Augusta National The Masters 2012
April 9, 2012 by staff
Augusta National The Masters 2012, Augusta National is supposed to be all about azalea bushes and pine trees. But somehow, early in his quest for a fourth green jacket, Phil Mickelson found a jungle.
How he got there was the result of one of the worst breaks of his Masters career. His tee shot on the par-3 fourth hole hit metal railing on the grandstand and shot to its left, just over the galleries and into the woods.
How he got out — or, more accurately, how many strokes it took for him to get out — cost him a chance at history.
He found the ball covered in ivy and took two swings at it, right handed, with the back of the club. The first time the ball came at him just 6 inches. The second time, he advanced it a few yards onto a patch of green-painted kitty litter where the galleries were standing.
From there, he hit a flop shot into the bunker. Finally, he played a perfect sand shot to within a few inches of the cup, but the damage had been done. He carded a triple-bogey 6.
Later, after carding an even-par 72 that left him tied for third, Mickelson refused to second guess himself. Had he made par on the fourth, he would have won the tournament by a stroke.
“I mean, tactically I hit that shot where I had to hit it, which is at the bunker. Anything left of the pin is fine,” he said. “I was just hopeful that it almost caught the bunker — it was just left to have bunker but it should have been just in the grandstands with the people, easy chip up the hill.

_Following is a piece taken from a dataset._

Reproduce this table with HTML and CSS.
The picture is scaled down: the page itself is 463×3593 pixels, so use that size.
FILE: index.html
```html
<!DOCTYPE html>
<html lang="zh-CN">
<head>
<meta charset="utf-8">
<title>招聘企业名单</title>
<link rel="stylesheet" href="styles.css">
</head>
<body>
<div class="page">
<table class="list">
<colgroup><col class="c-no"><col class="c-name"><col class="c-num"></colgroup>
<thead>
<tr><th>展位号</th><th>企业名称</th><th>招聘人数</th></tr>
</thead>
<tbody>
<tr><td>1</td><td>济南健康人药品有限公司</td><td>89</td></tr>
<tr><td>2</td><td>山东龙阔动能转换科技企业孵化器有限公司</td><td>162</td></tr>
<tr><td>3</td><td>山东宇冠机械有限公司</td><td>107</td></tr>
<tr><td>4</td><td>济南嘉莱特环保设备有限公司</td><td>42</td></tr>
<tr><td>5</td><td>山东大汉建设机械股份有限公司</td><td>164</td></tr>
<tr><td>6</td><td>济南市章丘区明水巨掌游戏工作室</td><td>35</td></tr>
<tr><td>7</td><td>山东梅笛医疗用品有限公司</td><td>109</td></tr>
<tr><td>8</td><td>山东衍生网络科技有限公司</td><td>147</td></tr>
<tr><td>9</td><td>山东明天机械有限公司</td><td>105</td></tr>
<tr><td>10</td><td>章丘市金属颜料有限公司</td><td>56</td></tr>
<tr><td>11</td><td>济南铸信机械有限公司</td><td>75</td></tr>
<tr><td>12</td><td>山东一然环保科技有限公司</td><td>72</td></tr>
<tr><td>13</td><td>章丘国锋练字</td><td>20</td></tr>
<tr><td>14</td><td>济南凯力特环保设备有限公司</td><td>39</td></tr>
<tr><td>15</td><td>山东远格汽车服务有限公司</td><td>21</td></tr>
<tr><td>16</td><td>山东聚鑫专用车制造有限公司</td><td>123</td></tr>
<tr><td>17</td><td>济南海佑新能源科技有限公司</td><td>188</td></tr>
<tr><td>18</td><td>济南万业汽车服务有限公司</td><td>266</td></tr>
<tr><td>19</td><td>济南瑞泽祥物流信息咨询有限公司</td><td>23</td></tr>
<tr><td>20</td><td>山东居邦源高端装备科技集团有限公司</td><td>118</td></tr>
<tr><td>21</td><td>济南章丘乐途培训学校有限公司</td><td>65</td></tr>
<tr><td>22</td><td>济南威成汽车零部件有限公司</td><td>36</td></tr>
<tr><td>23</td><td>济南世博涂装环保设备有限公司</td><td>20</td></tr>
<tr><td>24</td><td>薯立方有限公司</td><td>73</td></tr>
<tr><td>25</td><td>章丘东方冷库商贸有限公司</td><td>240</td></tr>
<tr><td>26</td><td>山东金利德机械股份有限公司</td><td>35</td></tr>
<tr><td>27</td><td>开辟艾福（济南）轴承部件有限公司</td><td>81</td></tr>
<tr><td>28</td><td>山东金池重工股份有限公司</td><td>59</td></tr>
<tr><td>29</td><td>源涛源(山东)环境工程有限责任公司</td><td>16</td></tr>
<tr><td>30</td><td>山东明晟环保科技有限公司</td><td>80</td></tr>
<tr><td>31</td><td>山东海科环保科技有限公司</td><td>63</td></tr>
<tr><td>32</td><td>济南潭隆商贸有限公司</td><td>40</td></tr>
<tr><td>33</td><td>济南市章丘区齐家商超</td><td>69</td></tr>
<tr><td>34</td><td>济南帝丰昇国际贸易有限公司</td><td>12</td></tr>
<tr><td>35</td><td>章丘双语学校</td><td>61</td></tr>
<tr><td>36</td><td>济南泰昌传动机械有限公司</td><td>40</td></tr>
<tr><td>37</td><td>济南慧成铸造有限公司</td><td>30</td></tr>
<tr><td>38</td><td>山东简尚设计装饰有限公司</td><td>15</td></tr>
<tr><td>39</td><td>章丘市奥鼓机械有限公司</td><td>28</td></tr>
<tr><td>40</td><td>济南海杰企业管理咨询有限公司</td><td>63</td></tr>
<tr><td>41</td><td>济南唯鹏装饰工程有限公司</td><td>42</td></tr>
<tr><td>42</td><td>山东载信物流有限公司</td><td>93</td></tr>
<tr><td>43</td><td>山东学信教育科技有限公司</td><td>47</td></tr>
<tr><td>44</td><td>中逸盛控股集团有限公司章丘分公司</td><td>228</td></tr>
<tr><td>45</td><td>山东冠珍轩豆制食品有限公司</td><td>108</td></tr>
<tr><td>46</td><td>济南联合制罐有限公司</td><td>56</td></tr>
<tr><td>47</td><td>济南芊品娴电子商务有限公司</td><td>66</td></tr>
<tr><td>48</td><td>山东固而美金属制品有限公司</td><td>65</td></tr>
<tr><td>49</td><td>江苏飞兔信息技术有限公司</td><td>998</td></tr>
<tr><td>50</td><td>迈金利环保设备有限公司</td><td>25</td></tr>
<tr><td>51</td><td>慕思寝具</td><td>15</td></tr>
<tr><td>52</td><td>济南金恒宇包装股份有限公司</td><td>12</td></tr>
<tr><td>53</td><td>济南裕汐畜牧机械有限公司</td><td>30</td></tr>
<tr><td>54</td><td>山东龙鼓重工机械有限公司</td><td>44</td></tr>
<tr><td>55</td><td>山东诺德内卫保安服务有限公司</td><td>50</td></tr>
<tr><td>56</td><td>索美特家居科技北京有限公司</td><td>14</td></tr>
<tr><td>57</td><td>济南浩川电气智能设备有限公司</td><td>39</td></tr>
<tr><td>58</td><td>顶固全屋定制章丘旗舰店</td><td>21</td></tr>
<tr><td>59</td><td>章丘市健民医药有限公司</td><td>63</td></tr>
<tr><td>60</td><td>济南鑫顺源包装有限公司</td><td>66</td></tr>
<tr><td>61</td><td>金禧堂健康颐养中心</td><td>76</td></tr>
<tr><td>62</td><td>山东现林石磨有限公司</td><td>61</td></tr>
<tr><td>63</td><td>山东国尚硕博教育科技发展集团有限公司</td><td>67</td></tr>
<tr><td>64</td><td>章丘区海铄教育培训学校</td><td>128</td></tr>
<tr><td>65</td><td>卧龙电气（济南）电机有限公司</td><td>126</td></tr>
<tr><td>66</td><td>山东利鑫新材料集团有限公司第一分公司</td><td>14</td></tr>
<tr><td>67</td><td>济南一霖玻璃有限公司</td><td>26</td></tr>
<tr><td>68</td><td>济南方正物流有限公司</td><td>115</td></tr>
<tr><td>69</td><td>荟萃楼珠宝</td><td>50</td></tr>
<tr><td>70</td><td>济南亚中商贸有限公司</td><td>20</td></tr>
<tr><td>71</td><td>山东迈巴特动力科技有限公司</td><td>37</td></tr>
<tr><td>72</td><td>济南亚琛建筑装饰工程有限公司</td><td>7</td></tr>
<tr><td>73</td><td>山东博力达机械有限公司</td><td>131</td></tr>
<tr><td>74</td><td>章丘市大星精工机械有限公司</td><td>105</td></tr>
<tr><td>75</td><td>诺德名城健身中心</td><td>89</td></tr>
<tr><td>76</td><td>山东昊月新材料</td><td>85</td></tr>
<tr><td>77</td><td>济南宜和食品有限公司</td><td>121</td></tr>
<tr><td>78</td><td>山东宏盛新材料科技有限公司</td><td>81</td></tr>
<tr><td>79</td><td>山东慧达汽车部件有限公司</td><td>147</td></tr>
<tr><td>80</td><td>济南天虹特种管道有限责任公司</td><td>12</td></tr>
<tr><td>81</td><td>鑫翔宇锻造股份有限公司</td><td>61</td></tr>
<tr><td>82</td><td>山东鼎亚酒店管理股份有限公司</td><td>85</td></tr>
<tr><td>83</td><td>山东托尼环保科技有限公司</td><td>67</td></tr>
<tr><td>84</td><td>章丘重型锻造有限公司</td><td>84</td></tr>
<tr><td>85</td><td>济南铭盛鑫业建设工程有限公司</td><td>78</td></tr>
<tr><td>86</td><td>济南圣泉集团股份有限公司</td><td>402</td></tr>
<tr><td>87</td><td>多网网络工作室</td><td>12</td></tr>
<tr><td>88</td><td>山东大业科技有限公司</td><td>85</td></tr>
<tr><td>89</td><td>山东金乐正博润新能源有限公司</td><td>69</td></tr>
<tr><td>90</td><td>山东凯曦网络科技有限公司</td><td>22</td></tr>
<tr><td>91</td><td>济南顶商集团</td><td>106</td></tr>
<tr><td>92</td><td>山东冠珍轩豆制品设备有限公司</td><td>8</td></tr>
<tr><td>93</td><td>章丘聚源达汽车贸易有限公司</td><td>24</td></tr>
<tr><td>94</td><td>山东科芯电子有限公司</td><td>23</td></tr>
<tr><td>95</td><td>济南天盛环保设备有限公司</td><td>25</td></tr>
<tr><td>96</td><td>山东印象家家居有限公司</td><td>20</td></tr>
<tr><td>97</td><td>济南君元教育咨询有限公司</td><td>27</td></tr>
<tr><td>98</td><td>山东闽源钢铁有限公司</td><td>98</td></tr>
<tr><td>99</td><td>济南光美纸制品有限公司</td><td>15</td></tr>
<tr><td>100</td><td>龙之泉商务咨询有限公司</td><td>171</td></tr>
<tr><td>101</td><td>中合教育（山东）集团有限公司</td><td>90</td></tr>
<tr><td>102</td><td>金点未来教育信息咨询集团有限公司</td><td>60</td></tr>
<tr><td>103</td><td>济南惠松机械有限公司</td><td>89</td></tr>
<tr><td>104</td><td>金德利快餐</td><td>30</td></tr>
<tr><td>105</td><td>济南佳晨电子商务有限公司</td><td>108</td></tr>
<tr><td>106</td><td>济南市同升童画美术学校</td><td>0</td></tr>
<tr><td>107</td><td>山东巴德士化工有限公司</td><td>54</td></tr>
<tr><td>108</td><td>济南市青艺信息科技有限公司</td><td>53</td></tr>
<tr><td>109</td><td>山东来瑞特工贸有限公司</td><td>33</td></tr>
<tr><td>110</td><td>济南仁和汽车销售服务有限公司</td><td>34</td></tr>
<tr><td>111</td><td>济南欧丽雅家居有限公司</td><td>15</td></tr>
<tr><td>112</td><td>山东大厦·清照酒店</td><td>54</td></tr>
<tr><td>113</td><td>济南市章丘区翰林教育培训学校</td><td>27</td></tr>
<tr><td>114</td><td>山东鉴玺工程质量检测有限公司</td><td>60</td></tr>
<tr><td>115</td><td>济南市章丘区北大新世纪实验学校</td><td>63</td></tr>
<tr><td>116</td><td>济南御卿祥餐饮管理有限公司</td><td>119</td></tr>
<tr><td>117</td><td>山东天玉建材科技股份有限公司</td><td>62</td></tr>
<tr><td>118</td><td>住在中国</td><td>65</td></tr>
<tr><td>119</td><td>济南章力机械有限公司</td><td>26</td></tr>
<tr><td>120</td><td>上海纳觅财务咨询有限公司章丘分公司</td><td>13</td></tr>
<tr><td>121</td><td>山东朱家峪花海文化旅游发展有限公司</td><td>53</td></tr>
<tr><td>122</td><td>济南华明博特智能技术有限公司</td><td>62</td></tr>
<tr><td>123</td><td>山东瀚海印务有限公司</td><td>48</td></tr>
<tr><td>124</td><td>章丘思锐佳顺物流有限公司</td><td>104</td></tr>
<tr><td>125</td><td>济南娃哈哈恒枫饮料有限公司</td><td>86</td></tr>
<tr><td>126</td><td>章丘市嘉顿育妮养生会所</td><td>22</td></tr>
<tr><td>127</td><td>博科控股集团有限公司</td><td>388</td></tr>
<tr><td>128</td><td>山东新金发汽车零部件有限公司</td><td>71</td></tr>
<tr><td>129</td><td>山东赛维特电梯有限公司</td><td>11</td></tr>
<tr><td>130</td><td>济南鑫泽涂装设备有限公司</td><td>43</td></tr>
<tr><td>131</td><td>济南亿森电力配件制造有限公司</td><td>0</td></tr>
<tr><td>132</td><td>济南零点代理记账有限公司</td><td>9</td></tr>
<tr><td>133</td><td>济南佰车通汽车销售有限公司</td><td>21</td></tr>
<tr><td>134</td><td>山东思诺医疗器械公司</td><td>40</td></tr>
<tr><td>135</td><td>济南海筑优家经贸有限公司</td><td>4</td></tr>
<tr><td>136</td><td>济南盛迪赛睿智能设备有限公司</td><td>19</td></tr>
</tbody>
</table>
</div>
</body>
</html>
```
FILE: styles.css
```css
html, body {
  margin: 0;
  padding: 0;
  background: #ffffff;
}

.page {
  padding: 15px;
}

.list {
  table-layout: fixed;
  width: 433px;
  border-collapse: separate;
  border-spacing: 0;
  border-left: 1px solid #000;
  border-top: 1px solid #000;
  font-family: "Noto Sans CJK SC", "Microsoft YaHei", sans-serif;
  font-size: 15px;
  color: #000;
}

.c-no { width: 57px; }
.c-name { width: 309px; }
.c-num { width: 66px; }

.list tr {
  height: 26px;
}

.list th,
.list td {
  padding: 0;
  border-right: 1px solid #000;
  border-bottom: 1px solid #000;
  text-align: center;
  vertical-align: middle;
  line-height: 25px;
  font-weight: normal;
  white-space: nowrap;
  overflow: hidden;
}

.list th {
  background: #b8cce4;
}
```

“I wouldn’t have done anything different. That’s strategically where you have to play it to that pin on that hole. It’s the hardest par on the golf course.”
He did have the option of returning to the tee and hitting again, instead of hacking away at a ball buried in the jungle, but Mickelson dismissed that.
“Well, then I’ve got the hardest shot again,” he said. “And again, the hardest par. So I’m looking at 5 at best, probably 6. I felt like it was worth the risk and it may have cost me, what, half a shot at most?”
Actually, it cost him the tournament. Mickelson had another triple bogey on the 10th hole on Thursday, so those six lost shots were the difference between a disappointing third and a runaway win.
He missed his chance to join Arnold Palmer and Tiger Woods as the only men with four Masters wins, second only to Jack Nicklaus’ six. With the way he confidently played the course on Friday and Saturday, he was the clear favorite when the day began, even though he trailed Peter Hanson by a stroke when the day began.